Strawberry Cheesecake Muffins
Ingredients
- 2 pc large eggs
- 1 cup granulated sugar 200g
- ½ cup melted butter 115g
- 2 tbsp oil
- ⅓ cup greek yogurt/sour cream 80g
- ¾ cup whole milk 180g
- 2 tsp vanilla extract
- 2 ½ cup all purpose flour 300g
- 1 tbsp baking powder
- 1/4 tsp salt
- 200 g diced strawberries fresh/frozen
Crumble Topping
- 3/4 cup all purpose flour 100g
- 1/3 cup + 1 tbsp granulated sugar 80g
- 1/4 cup melted butter 60g
Cream Cheese Filling
- 1/2 block block soft cream cheese 125g
- 2 tbsp icing/confectioners sugar
Drizzle Icing
- 1/2 cup icing / confectioners sugar 60g
- 1-1.5 tbsp milk
Instructions
- Preheat your oven to 425°F (220°C). Line a muffin pan with paper liners or lightly grease it.
- Prepare the crumble topping: In a small bowl, mix together the flour, granulated sugar, and melted butter until crumbly. Set aside.
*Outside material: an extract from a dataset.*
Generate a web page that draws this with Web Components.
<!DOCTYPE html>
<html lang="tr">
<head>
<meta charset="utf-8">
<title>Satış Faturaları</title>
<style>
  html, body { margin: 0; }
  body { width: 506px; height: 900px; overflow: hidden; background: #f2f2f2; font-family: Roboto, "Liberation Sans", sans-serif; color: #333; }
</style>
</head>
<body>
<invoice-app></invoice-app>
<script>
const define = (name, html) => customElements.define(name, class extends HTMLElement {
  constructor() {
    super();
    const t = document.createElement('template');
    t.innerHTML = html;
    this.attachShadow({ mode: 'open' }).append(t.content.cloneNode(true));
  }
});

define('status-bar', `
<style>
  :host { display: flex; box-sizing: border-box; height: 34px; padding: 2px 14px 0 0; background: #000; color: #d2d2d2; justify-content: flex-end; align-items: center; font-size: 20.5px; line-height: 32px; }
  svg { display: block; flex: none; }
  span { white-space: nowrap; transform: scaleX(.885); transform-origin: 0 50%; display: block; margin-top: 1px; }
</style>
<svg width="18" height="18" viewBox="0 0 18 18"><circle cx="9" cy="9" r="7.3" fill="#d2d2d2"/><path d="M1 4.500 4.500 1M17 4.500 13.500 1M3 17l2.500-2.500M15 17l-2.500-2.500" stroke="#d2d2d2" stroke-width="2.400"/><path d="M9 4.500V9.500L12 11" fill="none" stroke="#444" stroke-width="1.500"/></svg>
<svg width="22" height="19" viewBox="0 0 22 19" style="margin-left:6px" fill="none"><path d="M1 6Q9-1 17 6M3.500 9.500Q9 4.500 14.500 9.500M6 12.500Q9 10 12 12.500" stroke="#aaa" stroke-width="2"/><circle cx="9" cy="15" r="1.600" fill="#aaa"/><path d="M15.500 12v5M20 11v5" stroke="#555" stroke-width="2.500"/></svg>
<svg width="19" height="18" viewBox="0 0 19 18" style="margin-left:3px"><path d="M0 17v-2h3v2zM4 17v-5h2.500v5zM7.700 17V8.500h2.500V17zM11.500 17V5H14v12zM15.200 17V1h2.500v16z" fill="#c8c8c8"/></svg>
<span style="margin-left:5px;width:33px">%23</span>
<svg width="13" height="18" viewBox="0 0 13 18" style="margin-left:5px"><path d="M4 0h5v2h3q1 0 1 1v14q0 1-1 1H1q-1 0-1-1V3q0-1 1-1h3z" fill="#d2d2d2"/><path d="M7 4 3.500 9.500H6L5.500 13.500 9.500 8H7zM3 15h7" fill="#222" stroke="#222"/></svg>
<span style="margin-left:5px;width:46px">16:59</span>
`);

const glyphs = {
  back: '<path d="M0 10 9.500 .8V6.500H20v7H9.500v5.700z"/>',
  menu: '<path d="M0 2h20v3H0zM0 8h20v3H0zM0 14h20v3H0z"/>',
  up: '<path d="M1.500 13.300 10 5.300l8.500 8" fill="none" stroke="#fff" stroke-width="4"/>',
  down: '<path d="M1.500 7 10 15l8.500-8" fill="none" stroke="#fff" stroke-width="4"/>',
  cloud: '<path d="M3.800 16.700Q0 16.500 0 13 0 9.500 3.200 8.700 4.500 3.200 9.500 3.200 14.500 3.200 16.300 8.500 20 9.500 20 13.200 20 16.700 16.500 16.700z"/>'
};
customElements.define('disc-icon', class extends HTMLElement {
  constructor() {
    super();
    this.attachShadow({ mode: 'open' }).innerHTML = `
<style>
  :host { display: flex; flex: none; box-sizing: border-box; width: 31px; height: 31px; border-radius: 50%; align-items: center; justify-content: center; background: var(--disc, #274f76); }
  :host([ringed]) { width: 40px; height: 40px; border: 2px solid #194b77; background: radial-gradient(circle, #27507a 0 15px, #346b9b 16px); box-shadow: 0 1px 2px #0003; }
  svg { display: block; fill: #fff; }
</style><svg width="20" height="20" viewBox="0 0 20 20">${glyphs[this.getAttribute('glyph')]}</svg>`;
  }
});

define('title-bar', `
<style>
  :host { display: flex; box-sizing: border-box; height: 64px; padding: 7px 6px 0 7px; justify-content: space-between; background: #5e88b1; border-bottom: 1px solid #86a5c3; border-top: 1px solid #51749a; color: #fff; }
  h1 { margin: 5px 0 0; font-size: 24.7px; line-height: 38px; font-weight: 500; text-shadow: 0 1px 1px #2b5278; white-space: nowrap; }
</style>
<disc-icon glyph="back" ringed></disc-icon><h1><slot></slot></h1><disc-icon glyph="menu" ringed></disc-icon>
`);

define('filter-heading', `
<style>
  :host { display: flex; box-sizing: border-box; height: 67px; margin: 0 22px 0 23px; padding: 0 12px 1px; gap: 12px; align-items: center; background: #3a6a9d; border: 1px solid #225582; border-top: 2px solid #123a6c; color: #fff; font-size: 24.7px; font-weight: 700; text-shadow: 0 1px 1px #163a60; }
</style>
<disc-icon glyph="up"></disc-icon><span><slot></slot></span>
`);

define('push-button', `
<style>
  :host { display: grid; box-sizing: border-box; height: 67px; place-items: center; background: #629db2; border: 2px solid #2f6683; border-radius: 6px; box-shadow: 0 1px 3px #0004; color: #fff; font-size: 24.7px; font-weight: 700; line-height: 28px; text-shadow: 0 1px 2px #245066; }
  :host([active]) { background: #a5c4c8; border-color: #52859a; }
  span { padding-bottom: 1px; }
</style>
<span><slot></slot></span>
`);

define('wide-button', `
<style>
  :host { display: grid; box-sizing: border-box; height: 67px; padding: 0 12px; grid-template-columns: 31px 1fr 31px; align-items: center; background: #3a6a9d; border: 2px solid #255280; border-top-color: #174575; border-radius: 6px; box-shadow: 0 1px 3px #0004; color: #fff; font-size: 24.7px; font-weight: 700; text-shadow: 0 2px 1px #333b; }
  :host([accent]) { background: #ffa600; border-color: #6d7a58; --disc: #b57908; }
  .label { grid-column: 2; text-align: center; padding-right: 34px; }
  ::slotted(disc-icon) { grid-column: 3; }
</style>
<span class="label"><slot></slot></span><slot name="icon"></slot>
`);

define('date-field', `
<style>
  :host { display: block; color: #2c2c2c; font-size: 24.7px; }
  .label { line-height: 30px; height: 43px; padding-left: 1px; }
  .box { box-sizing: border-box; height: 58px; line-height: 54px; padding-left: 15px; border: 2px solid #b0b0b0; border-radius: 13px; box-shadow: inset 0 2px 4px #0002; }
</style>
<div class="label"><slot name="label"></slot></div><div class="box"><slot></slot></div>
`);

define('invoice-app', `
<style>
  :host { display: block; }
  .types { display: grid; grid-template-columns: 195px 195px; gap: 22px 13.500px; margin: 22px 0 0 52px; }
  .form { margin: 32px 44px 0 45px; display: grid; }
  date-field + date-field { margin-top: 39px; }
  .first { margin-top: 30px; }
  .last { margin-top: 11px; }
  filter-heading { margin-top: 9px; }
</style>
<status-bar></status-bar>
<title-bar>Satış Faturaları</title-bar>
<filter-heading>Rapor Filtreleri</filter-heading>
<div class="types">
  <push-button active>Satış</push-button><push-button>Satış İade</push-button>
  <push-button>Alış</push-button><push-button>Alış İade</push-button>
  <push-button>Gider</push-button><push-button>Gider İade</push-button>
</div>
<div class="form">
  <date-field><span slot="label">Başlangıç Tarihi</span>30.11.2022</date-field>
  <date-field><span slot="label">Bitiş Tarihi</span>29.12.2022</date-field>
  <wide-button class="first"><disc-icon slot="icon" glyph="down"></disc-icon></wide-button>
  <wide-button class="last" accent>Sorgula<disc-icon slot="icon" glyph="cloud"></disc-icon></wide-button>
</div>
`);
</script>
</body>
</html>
- Make the cheesecake filling: In another small bowl, mix the softened cream cheese and icing sugar until smooth and creamy. Set aside.
- Mix the wet ingredients: In a large bowl, whisk together the eggs, sugar, melted butter, oil, yogurt, milk, and vanilla extract until well combined.
- Mix the dry ingredients: In a separate bowl, sift together the flour, baking powder, and salt.
- Combine: Add the dry ingredients to the wet mixture and stir gently until just combined—don’t overmix.
- Prepare the strawberries: Toss the diced strawberries in a little flour (to keep them from sinking), then fold into the batter.
- Assemble the muffins: Divide the batter evenly into 12 muffin cups. Spoon 2–3 teaspoons of cheesecake filling on top of each. Generously sprinkle the crumble over each one.
- Bake: Bake at 425°F (220°C) for 5 minutes. Without opening the oven, reduce the temperature to 350°F (180°C) and bake for 15–18 more minutes, or until the tops are golden and a toothpick comes out clean.
- Drizzle: Once slightly cooled, drizzle with the icing and enjoy!